Question #3: What are the Benefits of AI Technology and Automation for Portfolio Profitability?
There are wide-ranging opportunities for new AI technology and automation to support your firm’s growth strategies. Automation can help your firm identify synergies between portfolio companies. Overlapping tasks can be streamlined, resulting in cost and operational efficiencies. Building a successful automation ecosystem between portfolios can make integration an easier, faster and more profitable venture.
Automation can also replace risky jobs that leave portfolio companies liable for worker injuries or complaints, freeing up workers to complete safer tasks that still generate value. This can subsequently improve worker satisfaction and productivity. Intelligent automation can solve many pain points experienced by portfolio companies, improving processes and procedures that may be hurting the bottom line.
Question #4: What Pitfalls should Private Equity Firms Avoid with Automation?
First and foremost, private equity firms, portfolio companies and employees must understand that automation does not replace human workers.

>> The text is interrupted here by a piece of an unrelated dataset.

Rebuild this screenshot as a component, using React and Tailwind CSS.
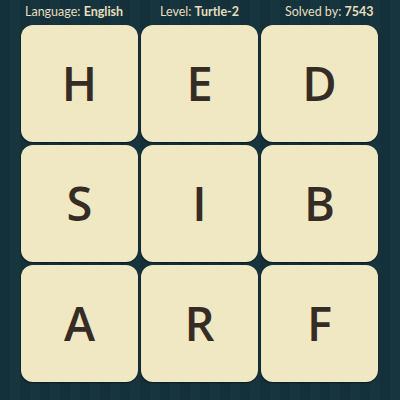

Rather, intelligent automation solutions should complement human workers, taking over repetitive tasks that do not require regular human input. For example, seasonal work is often a prime candidate for automation, while highly creative tasks may not be well suited for automation. Laying people off prematurely will undoubtedly affect a company’s ability to successfully implement automation, ensure quality results and drive value over time.

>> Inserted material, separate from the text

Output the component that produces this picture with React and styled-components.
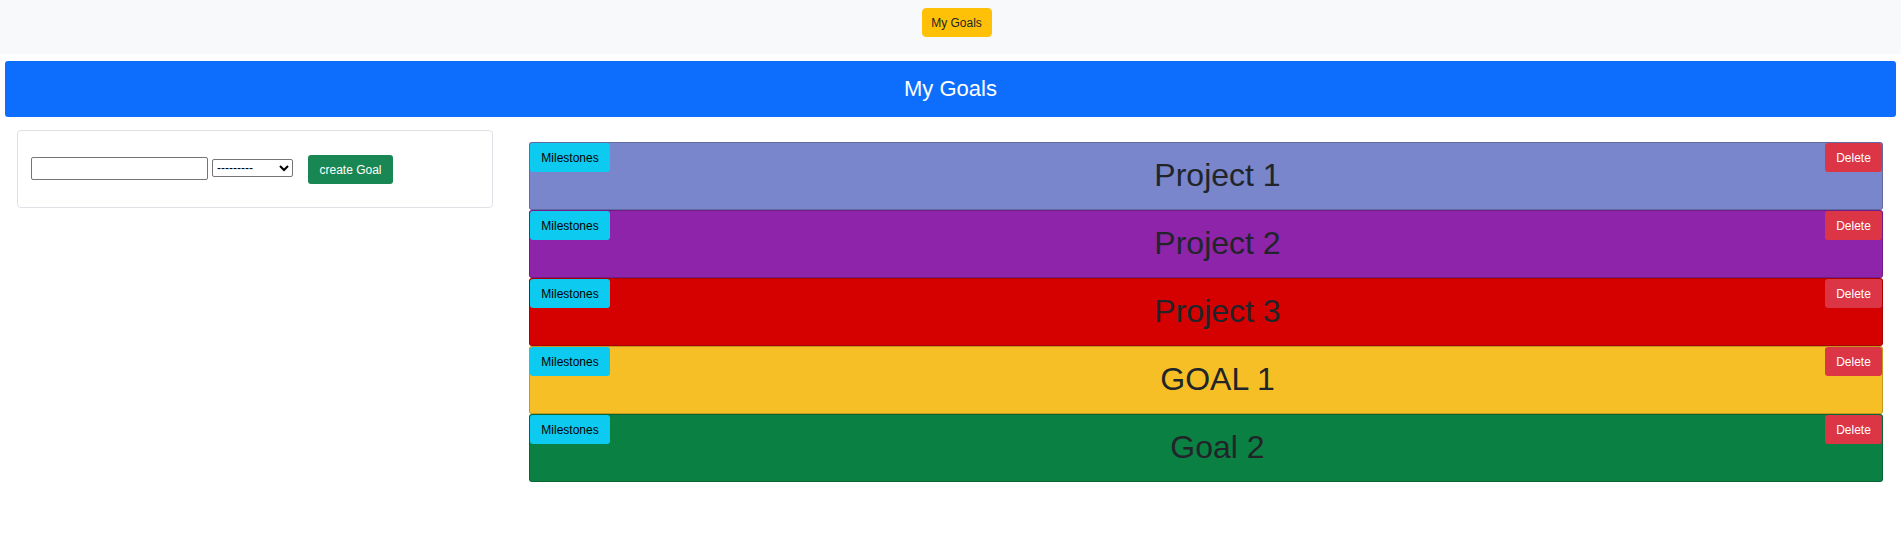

Firms who pursue automation for their portfolio companies should establish a “brave space” where employees feel empowered to ask questions, own up to failures and move forward together. Before presenting ideas or implementing solutions, firms should ensure that employees of all generations feel educated and empowered to use the technology. Your firm should clearly define the process before authorizing new AI technology or automated solutions. This could include internal meetings, business process mapping, governance documentation and more.
Use the ACT model to gain input from your users, customers and employees about automation:
- Align: Leadership should be on the same page about the solution.
- Clarity: Leaders should provide context about the solution and its effectiveness.
- Transparency: Leaders should be open about how they selected an automation solution and the unknowns that lie ahead.
Question #5: How Can Firms Successfully Implement AI and Automation Goals?
Implementing intelligent automation is not a quick process. Rather, it requires intentionality and patience over time to achieve the most effective results. Throughout the process, you should outline requirements for detailed documentation that outlines task steps. This will allow employees to optimize the use of automation, transfer knowledge to other employees and learn from mistakes.
Before beginning the process, the first step is often initiating an open conversation with stakeholders about automation. If deciding to implement intelligent automation for portfolio companies, your firm should expect a three-year process that resembles this timeline:
- First year: Identify the team that will help with implementation. Build your governance, package and automation, and change controls as needed.
- Second year: This is when your portfolio company can hit the ground running. See how intelligent automation can solve small-scale pain points. Evaluate its effectiveness.
- Third year: You hit cost positive on your automation investment. The platform cost, licensing and team salaries should cost the company nothing. Enjoy the flexibility to grow your automation capabilities and make other investments.
It is essential that firms embark on this journey with a positive attitude. A bad attitude can doom your implementation process from the start.